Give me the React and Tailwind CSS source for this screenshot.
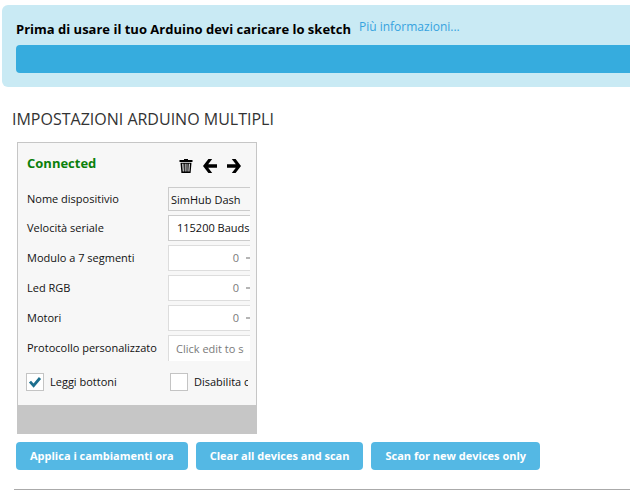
import React, { useState } from 'react';

const counters = [
  { id: 'segments', label: 'Modulo a 7 segmenti' },
  { id: 'leds', label: 'Led RGB' },
  { id: 'motors', label: 'Motori' },
];

const actions = ['Applica i cambiamenti ora', 'Clear all devices and scan', 'Scan for new devices only'];

const TrashIcon = () => (
  <svg width="14" height="14" viewBox="0 0 14 14" aria-hidden="true">
    <path
      fill="#000"
      fillRule="evenodd"
      d="M5 0h4v1h4.5v2H.5V1H5zM1.5 3.8h11L11.6 14H2.4zM3.2 4.8l.6 7.7h1l-.4-7.7zM5.8 4.8v7.7h.8V4.8zM7.6 4.8v7.7h.8V4.8zM9.8 4.8l-.4 7.7h1l.5-7.7z"
    />
  </svg>
);

const ArrowIcon = ({ flip }) => (
  <svg width="14" height="14" viewBox="0 0 14 14" aria-hidden="true" className={flip ? 'rotate-180' : ''}>
    <path fill="#000" d="M5.4 0H9.2L5.2 5.2H14V8.8H5.2L9.2 14H5.4L0 7z" />
  </svg>
);

const Row = ({ id, label, children }) => (
  <div className="grid grid-cols-[141px_1fr] items-center">
    <label htmlFor={id} className="whitespace-nowrap">{label}</label>
    <div className="flex overflow-hidden">{children}</div>
  </div>
);

const CheckBox = ({ label, checked, onChange }) => (
  <label className="flex items-center gap-1.5 overflow-hidden whitespace-nowrap">
    <span className="relative h-[18px] w-[18px] shrink-0">
      <input
        type="checkbox"
        checked={checked}
        onChange={onChange}
        className="block h-[18px] w-[18px] appearance-none border border-[#c4c4c4] bg-white"
      />
      {checked && (
        <svg viewBox="0 0 18 18" className="pointer-events-none absolute inset-0" aria-hidden="true">
          <path d="M4 8.6l3.6 4L14 5" fill="none" stroke="#1d6f8e" strokeWidth="2.8" />
        </svg>
      )}
    </span>
    {label}
  </label>
);

const DeviceCard = () => {
  const [name, setName] = useState('SimHub Dash');
  const [readButtons, setReadButtons] = useState(true);
  const [disabled, setDisabled] = useState(false);

  return (
    <section className="w-60 border border-[#c6c6c6] bg-[#f7f7f7] text-[11px] text-[#111111]">
      <div className="pt-2 pr-1.5 pl-2">
        <div className="flex h-9 items-start justify-between pr-[9px] pl-px">
          <h3 className="pt-0.5 text-[13px] leading-5 font-bold text-[#0b800b]">Connected</h3>
          <div className="flex gap-2.5 pt-2">
            <button type="button" aria-label="Elimina"><TrashIcon /></button>
            <button type="button" aria-label="Sposta a sinistra"><ArrowIcon /></button>
            <button type="button" aria-label="Sposta a destra"><ArrowIcon flip /></button>
          </div>
        </div>

        <div className="flex flex-col gap-1 pl-px">
          <Row id="name" label="Nome dispositivio">
            <input
              id="name"
              value={name}
              onChange={(e) => setName(e.target.value)}
              className="h-6 w-full border border-r-0 border-[#cccccc] bg-[#f7f7f7] pl-0.5"
            />
          </Row>
          <Row id="speed" label="Velocità seriale">
            <select
              id="speed"
              className="h-[26px] w-28 shrink-0 appearance-none border border-[#cccccc] bg-white pl-2"
            >
              <option>115200 Bauds</option>
            </select>
          </Row>
          {counters.map(({ id, label }) => (
            <Row key={id} id={id} label={label}>
              <div className="flex h-[26px] w-full items-center border border-r-0 border-[#dddddd] bg-white text-[#7a7a7a]">
                <input id={id} inputMode="numeric" defaultValue="0" className="w-[70px] shrink-0 text-right" />
                <button type="button" aria-label="Riduci" className="ml-[7px] h-0.5 w-2 shrink-0 bg-[#b5b5b5]" />
              </div>
            </Row>
          ))}
          <Row id="protocol" label="Protocollo personalizzato">
            <input
              id="protocol"
              placeholder="Click edit to set"
              className="h-[26px] w-full border-t border-l border-[#dddddd] bg-white pr-1.5 pl-[7px] placeholder:text-[#7a7a7a]"
            />
          </Row>
        </div>

        <div className="grid grid-cols-[144px_78px] pt-3 pb-3.5">
          <CheckBox label="Leggi bottoni" checked={readButtons} onChange={() => setReadButtons(!readButtons)} />
          <CheckBox label="Disabilita c" checked={disabled} onChange={() => setDisabled(!disabled)} />
        </div>
      </div>
      <div className="h-7 bg-[#c6c6c6]" />
    </section>
  );
};

export default function App() {
  return (
    <main className="bg-white pt-[5px] font-['Open_Sans',sans-serif] text-xs">
      <section className="ml-0.5 rounded-l-md bg-[#c9eaf4] pt-3 pb-3.5 pl-3.5">
        <div className="flex h-7 items-start gap-2 whitespace-nowrap">
          <strong className="pt-0.5 text-[13px] leading-5 font-bold text-black">
            Prima di usare il tuo Arduino devi caricare lo sketch
          </strong>
          <a href="#info" className="text-xs leading-5 text-[#36a3df]">Più informazioni...</a>
        </div>
        <button type="button" aria-label="Carica lo sketch" className="block h-7 w-full rounded-l-sm bg-[#36acde]" />
      </section>

      <h2 className="mt-5 pl-3 text-base leading-6 text-[#333333]">IMPOSTAZIONI ARDUINO MULTIPLI</h2>

      <div className="mt-[11px] ml-[17px]">
        <DeviceCard />
      </div>

      <div className="mt-2 ml-4 flex gap-2">
        {actions.map((action) => (
          <button
            key={action}
            type="button"
            className="h-7 rounded-sm bg-[#54b8e4] px-3.5 text-[11px] font-bold whitespace-nowrap text-white"
          >
            {action}
          </button>
        ))}
      </div>

      <hr className="mt-[19px] ml-3.5 border-[#aaaaaa]" />
    </main>
  );
}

....................

What is being asked:
Reproduce every line above as written, skipping pictures.

Answer to this task:
Give me the React and Tailwind CSS source for this screenshot.
import React, { useState } from 'react';

const counters = [
  { id: 'segments', label: 'Modulo a 7 segmenti' },
  { id: 'leds', label: 'Led RGB' },
  { id: 'motors', label: 'Motori' },
];

const actions = ['Applica i cambiamenti ora', 'Clear all devices and scan', 'Scan for new devices only'];

const TrashIcon = () => (
  <svg width="14" height="14" viewBox="0 0 14 14" aria-hidden="true">
    <path
      fill="#000"
      fillRule="evenodd"
      d="M5 0h4v1h4.5v2H.5V1H5zM1.5 3.8h11L11.6 14H2.4zM3.2 4.8l.6 7.7h1l-.4-7.7zM5.8 4.8v7.7h.8V4.8zM7.6 4.8v7.7h.8V4.8zM9.8 4.8l-.4 7.7h1l.5-7.7z"
    />
  </svg>
);

const ArrowIcon = ({ flip }) => (
  <svg width="14" height="14" viewBox="0 0 14 14" aria-hidden="true" className={flip ? 'rotate-180' : ''}>
    <path fill="#000" d="M5.4 0H9.2L5.2 5.2H14V8.8H5.2L9.2 14H5.4L0 7z" />
  </svg>
);

const Row = ({ id, label, children }) => (
  <div className="grid grid-cols-[141px_1fr] items-center">
    <label htmlFor={id} className="whitespace-nowrap">{label}</label>
    <div className="flex overflow-hidden">{children}</div>
  </div>
);

const CheckBox = ({ label, checked, onChange }) => (
  <label className="flex items-center gap-1.5 overflow-hidden whitespace-nowrap">
    <span className="relative h-[18px] w-[18px] shrink-0">
      <input
        type="checkbox"
        checked={checked}
        onChange={onChange}
        className="block h-[18px] w-[18px] appearance-none border border-[#c4c4c4] bg-white"
      />
      {checked && (
        <svg viewBox="0 0 18 18" className="pointer-events-none absolute inset-0" aria-hidden="true">
          <path d="M4 8.6l3.6 4L14 5" fill="none" stroke="#1d6f8e" strokeWidth="2.8" />
        </svg>
      )}
    </span>
    {label}
  </label>
);

const DeviceCard = () => {
  const [name, setName] = useState('SimHub Dash');
  const [readButtons, setReadButtons] = useState(true);
  const [disabled, setDisabled] = useState(false);

  return (
    <section className="w-60 border border-[#c6c6c6] bg-[#f7f7f7] text-[11px] text-[#111111]">
      <div className="pt-2 pr-1.5 pl-2">
        <div className="flex h-9 items-start justify-between pr-[9px] pl-px">
          <h3 className="pt-0.5 text-[13px] leading-5 font-bold text-[#0b800b]">Connected</h3>
          <div className="flex gap-2.5 pt-2">
            <button type="button" aria-label="Elimina"><TrashIcon /></button>
            <button type="button" aria-label="Sposta a sinistra"><ArrowIcon /></button>
            <button type="button" aria-label="Sposta a destra"><ArrowIcon flip /></button>
          </div>
        </div>

        <div className="flex flex-col gap-1 pl-px">
          <Row id="name" label="Nome dispositivio">
            <input
              id="name"
              value={name}
              onChange={(e) => setName(e.target.value)}
              className="h-6 w-full border border-r-0 border-[#cccccc] bg-[#f7f7f7] pl-0.5"
            />
          </Row>
          <Row id="speed" label="Velocità seriale">
            <select
              id="speed"
              className="h-[26px] w-28 shrink-0 appearance-none border border-[#cccccc] bg-white pl-2"
            >
              <option>115200 Bauds</option>
            </select>
          </Row>
          {counters.map(({ id, label }) => (
            <Row key={id} id={id} label={label}>
              <div className="flex h-[26px] w-full items-center border border-r-0 border-[#dddddd] bg-white text-[#7a7a7a]">
                <input id={id} inputMode="numeric" defaultValue="0" className="w-[70px] shrink-0 text-right" />
                <button type="button" aria-label="Riduci" className="ml-[7px] h-0.5 w-2 shrink-0 bg-[#b5b5b5]" />
              </div>
            </Row>
          ))}
          <Row id="protocol" label="Protocollo personalizzato">
            <input
              id="protocol"
              placeholder="Click edit to set"
              className="h-[26px] w-full border-t border-l border-[#dddddd] bg-white pr-1.5 pl-[7px] placeholder:text-[#7a7a7a]"
            />
          </Row>
        </div>

        <div className="grid grid-cols-[144px_78px] pt-3 pb-3.5">
          <CheckBox label="Leggi bottoni" checked={readButtons} onChange={() => setReadButtons(!readButtons)} />
          <CheckBox label="Disabilita c" checked={disabled} onChange={() => setDisabled(!disabled)} />
        </div>
      </div>
      <div className="h-7 bg-[#c6c6c6]" />
    </section>
  );
};

export default function App() {
  return (
    <main className="bg-white pt-[5px] font-['Open_Sans',sans-serif] text-xs">
      <section className="ml-0.5 rounded-l-md bg-[#c9eaf4] pt-3 pb-3.5 pl-3.5">
        <div className="flex h-7 items-start gap-2 whitespace-nowrap">
          <strong className="pt-0.5 text-[13px] leading-5 font-bold text-black">
            Prima di usare il tuo Arduino devi caricare lo sketch
          </strong>
          <a href="#info" className="text-xs leading-5 text-[#36a3df]">Più informazioni...</a>
        </div>
        <button type="button" aria-label="Carica lo sketch" className="block h-7 w-full rounded-l-sm bg-[#36acde]" />
      </section>

      <h2 className="mt-5 pl-3 text-base leading-6 text-[#333333]">IMPOSTAZIONI ARDUINO MULTIPLI</h2>

      <div className="mt-[11px] ml-[17px]">
        <DeviceCard />
      </div>

      <div className="mt-2 ml-4 flex gap-2">
        {actions.map((action) => (
          <button
            key={action}
            type="button"
            className="h-7 rounded-sm bg-[#54b8e4] px-3.5 text-[11px] font-bold whitespace-nowrap text-white"
          >
            {action}
          </button>
        ))}
      </div>

      <hr className="mt-[19px] ml-3.5 border-[#aaaaaa]" />
    </main>
  );
}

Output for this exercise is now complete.